Aanleg van infiltratievoorzieningen
Vandaag zijn zulke werken vaak vergunningsplichtig omdat ze het reliëf wijzigen, maar in de nieuwe regeling worden ze volledig vrijgesteld, zolang ze geen grote graafwerken of betonnen constructies boven maaiveld inhouden en niet in kwetsbare of beschermde zones liggen. De bedoeling is om wateropvang en hergebruik te stimuleren zonder administratieve drempels.
Dit zijn de relevantste wijzigingen voor bouw- en renovatiedossiers. De aangekondigde hervorming van de vergunningsplicht en meldingsplicht in Vlaanderen richt ook op andere categorieën van stedenbouwkundige handelingen, waaronder openbare infrastructuurwerken en landbouwactiviteiten.

Uniformering en digitalisering
Vandaag verschillen interpretaties soms van gemeente tot gemeente. De hervorming moet komaf maken met die verschillen: er komt één uniform Vlaams kader met vaste categorieën. Gemeenten zullen dus niet langer kunnen afwijken van de vrijstellingsregels. Daarnaast wordt het Omgevingsloket vereenvoudigd en meer digitaal toegankelijk gemaakt. Wie nog een vergunning nodig heeft, zal een gestroomlijnde procedure doorlopen met kortere doorlooptijden.
Tip
vrijgesteld betekent niet “zonder regels”. De werken moeten nog steeds conform ruimtelijke ordening, bouwvoorschriften en veiligheidsnormen gebeuren.
Wanneer en wat nog onzeker is
De hervorming is goedgekeurd door de Vlaamse Regering in principe, maar moet nog door adviesraden en daarna door het parlement. De verwachte inwerkingtreding is voorzien voor eind 2025, al kan dat nog schuiven afhankelijk van de adviezen en uitvoeringsbesluiten. Tot dan blijven de huidige regels (met vergunningsplicht, meldingsplicht en vrijstellingen) gewoon van kracht.
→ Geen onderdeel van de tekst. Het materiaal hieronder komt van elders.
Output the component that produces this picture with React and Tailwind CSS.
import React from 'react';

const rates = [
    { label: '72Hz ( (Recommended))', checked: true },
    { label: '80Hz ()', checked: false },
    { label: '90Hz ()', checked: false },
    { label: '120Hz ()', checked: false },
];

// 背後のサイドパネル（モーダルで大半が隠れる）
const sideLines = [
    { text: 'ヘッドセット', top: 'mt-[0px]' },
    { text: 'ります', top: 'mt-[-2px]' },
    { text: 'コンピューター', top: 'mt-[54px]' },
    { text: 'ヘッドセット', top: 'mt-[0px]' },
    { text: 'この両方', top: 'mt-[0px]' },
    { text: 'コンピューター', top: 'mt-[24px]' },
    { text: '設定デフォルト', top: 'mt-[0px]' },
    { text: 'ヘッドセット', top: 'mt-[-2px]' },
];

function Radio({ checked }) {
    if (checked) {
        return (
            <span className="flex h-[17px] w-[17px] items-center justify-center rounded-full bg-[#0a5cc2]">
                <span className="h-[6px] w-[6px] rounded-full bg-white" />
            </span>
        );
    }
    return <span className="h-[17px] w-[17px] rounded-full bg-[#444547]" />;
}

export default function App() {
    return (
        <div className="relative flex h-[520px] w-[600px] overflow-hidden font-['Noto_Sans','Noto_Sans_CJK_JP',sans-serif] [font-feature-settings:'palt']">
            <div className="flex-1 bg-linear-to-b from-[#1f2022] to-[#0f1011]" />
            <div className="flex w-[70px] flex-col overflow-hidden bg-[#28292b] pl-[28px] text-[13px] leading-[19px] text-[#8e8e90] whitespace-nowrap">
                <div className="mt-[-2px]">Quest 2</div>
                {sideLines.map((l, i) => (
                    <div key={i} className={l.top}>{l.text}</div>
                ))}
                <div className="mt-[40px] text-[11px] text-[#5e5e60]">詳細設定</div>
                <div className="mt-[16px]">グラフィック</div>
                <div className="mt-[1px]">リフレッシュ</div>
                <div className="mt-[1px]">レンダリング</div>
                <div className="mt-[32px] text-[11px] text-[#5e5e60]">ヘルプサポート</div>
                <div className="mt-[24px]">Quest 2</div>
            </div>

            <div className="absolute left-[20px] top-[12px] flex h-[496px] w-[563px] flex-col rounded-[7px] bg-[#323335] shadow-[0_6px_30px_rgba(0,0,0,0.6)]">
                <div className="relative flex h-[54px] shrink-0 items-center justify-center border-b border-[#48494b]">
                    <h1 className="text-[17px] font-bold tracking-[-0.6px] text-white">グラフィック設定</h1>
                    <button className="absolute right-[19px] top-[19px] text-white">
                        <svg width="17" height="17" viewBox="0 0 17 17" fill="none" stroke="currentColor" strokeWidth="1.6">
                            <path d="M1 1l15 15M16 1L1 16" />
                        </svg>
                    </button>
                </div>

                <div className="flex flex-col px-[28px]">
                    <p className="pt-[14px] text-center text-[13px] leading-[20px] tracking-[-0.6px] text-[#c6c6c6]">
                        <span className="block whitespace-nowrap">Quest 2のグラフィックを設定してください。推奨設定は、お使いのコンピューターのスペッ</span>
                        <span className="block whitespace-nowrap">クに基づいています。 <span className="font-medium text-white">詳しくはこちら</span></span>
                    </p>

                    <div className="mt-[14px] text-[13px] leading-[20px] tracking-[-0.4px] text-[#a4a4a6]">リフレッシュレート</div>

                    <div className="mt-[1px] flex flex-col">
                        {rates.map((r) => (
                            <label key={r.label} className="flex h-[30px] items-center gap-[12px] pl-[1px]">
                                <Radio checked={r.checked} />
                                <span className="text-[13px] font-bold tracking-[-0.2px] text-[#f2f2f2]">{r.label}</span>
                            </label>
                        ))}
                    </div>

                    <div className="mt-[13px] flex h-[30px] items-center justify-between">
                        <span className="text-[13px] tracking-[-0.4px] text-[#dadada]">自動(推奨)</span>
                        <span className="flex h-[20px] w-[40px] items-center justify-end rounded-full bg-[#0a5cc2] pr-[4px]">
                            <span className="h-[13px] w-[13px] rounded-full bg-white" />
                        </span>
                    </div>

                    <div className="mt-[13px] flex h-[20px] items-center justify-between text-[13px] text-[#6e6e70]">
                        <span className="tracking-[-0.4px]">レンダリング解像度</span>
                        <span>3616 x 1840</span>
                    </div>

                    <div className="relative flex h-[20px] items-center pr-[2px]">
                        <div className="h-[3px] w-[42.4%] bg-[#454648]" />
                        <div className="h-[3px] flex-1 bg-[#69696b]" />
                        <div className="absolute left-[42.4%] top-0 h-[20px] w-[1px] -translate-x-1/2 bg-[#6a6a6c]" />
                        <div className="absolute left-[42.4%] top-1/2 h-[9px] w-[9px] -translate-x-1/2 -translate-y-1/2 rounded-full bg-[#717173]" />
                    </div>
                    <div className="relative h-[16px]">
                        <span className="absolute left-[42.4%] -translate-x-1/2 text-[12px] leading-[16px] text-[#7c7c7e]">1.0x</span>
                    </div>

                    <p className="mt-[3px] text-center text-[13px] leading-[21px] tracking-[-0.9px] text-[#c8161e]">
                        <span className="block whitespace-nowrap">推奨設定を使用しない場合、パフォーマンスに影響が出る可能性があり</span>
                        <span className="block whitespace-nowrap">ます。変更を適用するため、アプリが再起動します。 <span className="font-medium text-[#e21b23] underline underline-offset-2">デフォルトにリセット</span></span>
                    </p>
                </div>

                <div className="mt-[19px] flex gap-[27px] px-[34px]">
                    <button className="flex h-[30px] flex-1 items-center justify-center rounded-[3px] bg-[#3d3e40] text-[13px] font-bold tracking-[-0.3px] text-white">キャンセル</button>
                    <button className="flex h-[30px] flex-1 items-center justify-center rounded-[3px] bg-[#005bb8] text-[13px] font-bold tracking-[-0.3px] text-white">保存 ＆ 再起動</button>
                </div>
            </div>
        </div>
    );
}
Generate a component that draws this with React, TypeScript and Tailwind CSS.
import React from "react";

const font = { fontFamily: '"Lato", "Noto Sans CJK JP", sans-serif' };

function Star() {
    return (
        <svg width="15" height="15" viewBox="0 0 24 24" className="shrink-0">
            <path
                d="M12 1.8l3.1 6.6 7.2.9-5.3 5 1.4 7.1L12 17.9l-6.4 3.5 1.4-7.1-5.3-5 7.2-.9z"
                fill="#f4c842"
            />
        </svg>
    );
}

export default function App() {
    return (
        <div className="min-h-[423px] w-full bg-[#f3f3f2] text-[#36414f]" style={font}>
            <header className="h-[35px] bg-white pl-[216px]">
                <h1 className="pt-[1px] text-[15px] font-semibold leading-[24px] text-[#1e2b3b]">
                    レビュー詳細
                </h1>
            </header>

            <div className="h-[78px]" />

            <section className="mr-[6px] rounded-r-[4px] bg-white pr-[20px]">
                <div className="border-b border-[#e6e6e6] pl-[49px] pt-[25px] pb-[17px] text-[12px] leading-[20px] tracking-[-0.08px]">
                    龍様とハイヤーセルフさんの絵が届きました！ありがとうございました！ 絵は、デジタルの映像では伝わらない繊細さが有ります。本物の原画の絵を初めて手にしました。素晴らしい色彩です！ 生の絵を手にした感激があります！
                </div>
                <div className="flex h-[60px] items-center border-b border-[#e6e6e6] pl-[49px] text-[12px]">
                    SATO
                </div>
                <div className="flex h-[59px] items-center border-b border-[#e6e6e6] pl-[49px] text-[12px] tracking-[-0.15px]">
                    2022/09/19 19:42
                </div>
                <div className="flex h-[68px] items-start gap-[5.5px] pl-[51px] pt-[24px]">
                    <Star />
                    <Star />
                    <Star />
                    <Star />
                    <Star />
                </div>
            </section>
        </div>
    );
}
Wanneer de hervorming van kracht is, zou er ook sprake zijn van overgangsmaatregelen voor lopende dossiers.

Brussel en Wallonië
Brussel
In het Brussels Hoofdstedelijk Gewest is bij bouw- of verbouwingswerken in de regel een stedenbouwkundige vergunning (vergelijkbaar met een omgevingsvergunning) vereist. Er is geen algemeen meldingssysteem zoals in Vlaanderen met aparte “melding”-categorie: de regel is dat de vergunning vooraf wordt aangevraagd en goedgekeurd voordat de werken kunnen starten. Voor aanvragen werkt men digitaal via het platform MyPermit Urban.
Het gaat dan bijvoorbeeld over:
- Het bouwen van een nieuw gebouw of uitbreiding van een bestaand gebouw.
- Een verandering van functie van een gebouw (bv. van woonhuis naar commerciële ruimte).
- De aanleg of wijziging van vaste constructies of installaties die het uitzicht of de stabiliteit van het gebouw beïnvloeden.
- Het plaatsen van technische installaties, tenzij specifieke vrijstellingsregels van toepassing zijn.
Wallonië
In Wallonië geldt dat veel werken, zoals nieuwbouw, verbouw, functieverandering of aanleg van vaste constructies, onder de verplichting vallen om een "permis d’urbanisme" (bouwvergunning) aan te vragen vóór aanvang van de werken. Wel is er de laatste tijd een hervorming gestart (vanaf mei 2025) waarbij bepaalde kleinere werken voortaan zonder vergunning kunnen worden uitgevoerd, ter vereenvoudiging.
In Wallonië is er niet standaard sprake van een aparte “melding”-categorie voor werken; het onderscheid is vooral tussen “vergunning vereist” of “vergunning niet vereist/uitgesloten” (vrijstelling). Dus eerder een tweedeling dan drie regimes zoals in Vlaanderen.
Voorbeelden van vergunningsplichtige werken:
- De constructie of grote renovatie van een gebouw, bijvoorbeeld een nieuwe woning of uitbreiding.
- Verandering van bestemming of gebruik van een gebouw (bv. wonen naar kantoor, of opslag naar woning).
- Plaatsing van grote vaste installaties of constructies, of belangrijke grondwerken zoals grote terrasseringen.
- Installaties zoals zonne-energievoorzieningen, indien buiten de vrijstellingsvoorwaarden.